While our methodology can be applied in general situations, we have concentrated in the simulations and real data analysis on the situation here where \(H\) is small. This is often the case in many applied analyses, and we have shown that the approach performs well with considerable savings in computational efficiency and Monte Carlo error.

From a modelling perspective, the model selection results presented in this paper have assumed a uniform prior over the collection models considered but there would be no difficulty associated with the use of more complex priors. Perhaps more important in the context of model selection is the specification of appropriate priors over model parameters, which can have a significant influence on model selection results: some sensitivity analysis should always be conducted to assess the impact of parameter priors on model selection results obtained by any method. From the perspective of computational efficiency it is desirable to identify a value of \(H^{\max }\) which is sufficiently large to allow for good modelling of the data but not so large that the computational cost of evaluating all possible models becomes unmanageable (noting that the cost of dealing with any given model is, with the proposed method as well as most others, an increasing function of the complexity of that model).

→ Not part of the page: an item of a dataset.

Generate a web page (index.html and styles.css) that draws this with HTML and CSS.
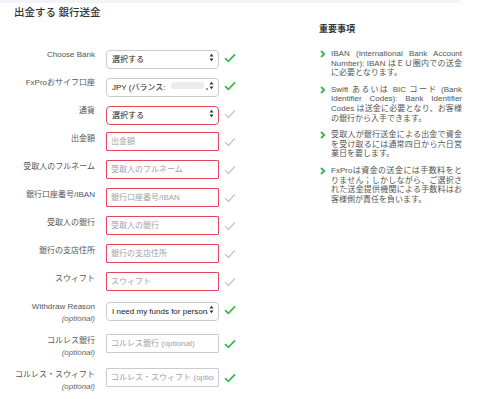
FILE: index.html
```html
<!DOCTYPE html>
<html lang="ja">
<head>
    <meta charset="UTF-8">
    <title>出金する 銀行送金</title>
    <link rel="stylesheet" href="styles.css">
</head>
<body>
<div class="topbar"></div>
<div class="page">
    <div class="main">
        <h1 class="title">出金する 銀行送金</h1>
        <form class="form" id="withdrawForm">
            <div class="row">
                <label class="label">Choose Bank</label>
                <div class="select-wrap">
                    <select class="field select"><option>選択する</option></select>
                    <span class="arrows"><svg width="5" height="9" viewBox="0 0 5 9"><path d="M0.5 3.6 L2.5 0.8 L4.5 3.6Z M0.5 5.4 L2.5 8.2 L4.5 5.4Z" fill="#333"/></svg></span>
                </div>
                <span class="check ok"><svg width="12" height="10" viewBox="0 0 12 10"><path d="M1 5.2 L4.4 8.4 L11 1.4" fill="none" stroke="#3cb550" stroke-width="1.7"/></svg></span>
            </div>
            <div class="row">
                <label class="label">FxProおサイフ口座</label>
                <div class="select-wrap">
                    <select class="field select"><option>JPY (バランス:</option></select>
                    <span class="blur"></span><span class="blur-dot"></span>
                    <span class="arrows"><svg width="5" height="9" viewBox="0 0 5 9"><path d="M0.5 3.6 L2.5 0.8 L4.5 3.6Z M0.5 5.4 L2.5 8.2 L4.5 5.4Z" fill="#333"/></svg></span>
                </div>
                <span class="check ok"><svg width="12" height="10" viewBox="0 0 12 10"><path d="M1 5.2 L4.4 8.4 L11 1.4" fill="none" stroke="#3cb550" stroke-width="1.7"/></svg></span>
            </div>
            <div class="row">
                <label class="label">通貨</label>
                <div class="select-wrap">
                    <select class="field select invalid"><option>選択する</option></select>
                    <span class="arrows"><svg width="5" height="9" viewBox="0 0 5 9"><path d="M0.5 3.6 L2.5 0.8 L4.5 3.6Z M0.5 5.4 L2.5 8.2 L4.5 5.4Z" fill="#333"/></svg></span>
                </div>
                <span class="check"><svg width="12" height="10" viewBox="0 0 12 10"><path d="M1 5.2 L4.4 8.4 L11 1.4" fill="none" stroke="#b9bdc2" stroke-width="1.1"/></svg></span>
            </div>
            <div class="row">
                <label class="label">出金額</label>
                <input class="field invalid" type="text" placeholder="出金額">
                <span class="check"><svg width="12" height="10" viewBox="0 0 12 10"><path d="M1 5.2 L4.4 8.4 L11 1.4" fill="none" stroke="#b9bdc2" stroke-width="1.1"/></svg></span>
            </div>
            <div class="row">
                <label class="label">受取人のフルネーム</label>
                <input class="field invalid" type="text" placeholder="受取人のフルネーム">
                <span class="check"><svg width="12" height="10" viewBox="0 0 12 10"><path d="M1 5.2 L4.4 8.4 L11 1.4" fill="none" stroke="#b9bdc2" stroke-width="1.1"/></svg></span>
            </div>
            <div class="row">
                <label class="label">銀行口座番号/IBAN</label>
                <input class="field invalid" type="text" placeholder="銀行口座番号/IBAN">
                <span class="check"><svg width="12" height="10" viewBox="0 0 12 10"><path d="M1 5.2 L4.4 8.4 L11 1.4" fill="none" stroke="#b9bdc2" stroke-width="1.1"/></svg></span>
            </div>
            <div class="row">
                <label class="label">受取人の銀行</label>
                <input class="field invalid" type="text" placeholder="受取人の銀行">
                <span class="check"><svg width="12" height="10" viewBox="0 0 12 10"><path d="M1 5.2 L4.4 8.4 L11 1.4" fill="none" stroke="#b9bdc2" stroke-width="1.1"/></svg></span>
            </div>
            <div class="row">
                <label class="label">銀行の支店住所</label>
                <input class="field invalid" type="text" placeholder="銀行の支店住所">
                <span class="check"><svg width="12" height="10" viewBox="0 0 12 10"><path d="M1 5.2 L4.4 8.4 L11 1.4" fill="none" stroke="#b9bdc2" stroke-width="1.1"/></svg></span>
            </div>
            <div class="row">
                <label class="label">スウィフト</label>
                <input class="field invalid" type="text" placeholder="スウィフト">
                <span class="check"><svg width="12" height="10" viewBox="0 0 12 10"><path d="M1 5.2 L4.4 8.4 L11 1.4" fill="none" stroke="#b9bdc2" stroke-width="1.1"/></svg></span>
            </div>
            <div class="row">
                <label class="label">Withdraw Reason<br><em>(optional)</em></label>
                <div class="select-wrap">
                    <select class="field select"><option>I need my funds for personal use</option></select>
                    <span class="arrows"><svg width="5" height="9" viewBox="0 0 5 9"><path d="M0.5 3.6 L2.5 0.8 L4.5 3.6Z M0.5 5.4 L2.5 8.2 L4.5 5.4Z" fill="#333"/></svg></span>
                </div>
                <span class="check ok"><svg width="12" height="10" viewBox="0 0 12 10"><path d="M1 5.2 L4.4 8.4 L11 1.4" fill="none" stroke="#3cb550" stroke-width="1.7"/></svg></span>
            </div>
            <div class="row">
                <label class="label">コルレス銀行<br><em>(optional)</em></label>
                <input class="field" type="text" placeholder="コルレス銀行 (optional)">
                <span class="check ok"><svg width="12" height="10" viewBox="0 0 12 10"><path d="M1 5.2 L4.4 8.4 L11 1.4" fill="none" stroke="#3cb550" stroke-width="1.7"/></svg></span>
            </div>
            <div class="row">
                <label class="label">コルレス・スウィフト<br><em>(optional)</em></label>
                <input class="field" type="text" placeholder="コルレス・スウィフト (optional)">
                <span class="check ok"><svg width="12" height="10" viewBox="0 0 12 10"><path d="M1 5.2 L4.4 8.4 L11 1.4" fill="none" stroke="#3cb550" stroke-width="1.7"/></svg></span>
            </div>
        </form>
    </div>
    <aside class="notes">
        <h2>重要事項</h2>
        <ul>
            <li><svg class="bullet" width="6" height="8" viewBox="0 0 6 8"><path d="M1 1 L4.2 4 L1 7" fill="none" stroke="#3cb550" stroke-width="1.9"/></svg><span>IBAN (International Bank Account Number): IBAN はＥＵ圏内での送金に必要となります。</span></li>
            <li><svg class="bullet" width="6" height="8" viewBox="0 0 6 8"><path d="M1 1 L4.2 4 L1 7" fill="none" stroke="#3cb550" stroke-width="1.9"/></svg><span>Swift あるいは BIC コード (Bank Identifier Codes): Bank Identifier Codes は送金に必要となり、お客様の銀行から入手できます。</span></li>
            <li><svg class="bullet" width="6" height="8" viewBox="0 0 6 8"><path d="M1 1 L4.2 4 L1 7" fill="none" stroke="#3cb550" stroke-width="1.9"/></svg><span>受取人が銀行送金による出金で資金を受け取るには通常四日から六日営業日を要します。</span></li>
            <li><svg class="bullet" width="6" height="8" viewBox="0 0 6 8"><path d="M1 1 L4.2 4 L1 7" fill="none" stroke="#3cb550" stroke-width="1.9"/></svg><span>FxProは資金の送金には手数料をとりません；しかしながら、ご選択された送金提供機関による手数料はお客様側が責任を負います。</span></li>
        </ul>
    </aside>
</div>
</body>
</html>
```

FILE: styles.css
```css
body { margin: 0; font-family: "Liberation Sans", "Noto Sans CJK JP", sans-serif; color: #444; background: #fff; }
.topbar { height: 3px; width: 460px; background: #f3f4f6; }
.page { display: flex; }
.main { width: 240px; }
.title { margin: 0; padding: 3px 0 0 14px; font-family: "Liberation Serif", "Noto Sans CJK JP", serif; font-size: 10.5px; line-height: 14px; font-weight: 500; color: #333; }
.form { margin-top: 28px; }
.row { display: flex; align-items: flex-start; margin-bottom: 9px; }
.label { width: 95px; margin-right: 11px; padding-top: 1px; text-align: right; font-size: 8px; line-height: 12px; color: #555; }
.label em { color: #666; }
.field { width: 113px; height: 19px; box-sizing: border-box; margin: 0; border: 1px solid #c9cbce; border-radius: 1px; padding: 0 4px; font-family: inherit; font-size: 8px; color: #222; background: #fff; outline: none; }
.field::placeholder { color: #a2a2a2; }
.field.invalid { border-color: #e4475c; }
.select-wrap { position: relative; width: 113px; height: 19px; }
.select { -webkit-appearance: none; appearance: none; border-radius: 4px; padding: 0 10px 0 5px; color: #222; }
.arrows { position: absolute; right: 5px; top: 5px; line-height: 0; background: #fff; }
.blur { position: absolute; left: 65px; top: 6px; width: 33px; height: 7px; background: #ececec; border-radius: 2px; }
.blur-dot { position: absolute; left: 100px; top: 12px; width: 2px; height: 2px; background: #999; }
.check { display: flex; align-items: center; height: 19px; margin-left: 5px; }
.notes { margin-left: 79px; width: 143px; padding-top: 20px; }
.notes h2 { margin: 0; font-family: "Liberation Serif", "Noto Sans CJK JP", serif; font-size: 9px; line-height: 12px; font-weight: 700; color: #333; }
.notes ul { list-style: none; margin: 14px 0 0 0; padding: 0; }
.notes li { display: flex; margin-bottom: 7px; font-size: 8px; line-height: 9.6px; color: #555; }
.notes li span { flex: 1; text-align: justify; }
.bullet { flex: none; margin: 1px 5px 0 1px; }
```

Finally, we note that, although this paper has focused predominantly on a retrospective, offline context, in an online context it would be possible to consider the sequence of distributions defined by \(\pi '_b(\theta |H) \propto l(y_{1:b}|\theta , H) p(\theta |H)\), rather than \(\pi _b(\theta |H) \propto l(y_{1:n}| \theta , H)^{\gamma _b} p(\theta |H)\) in a similar spirit to the SHMM approach but without the simulation of the latent state sequence even as auxiliary variables.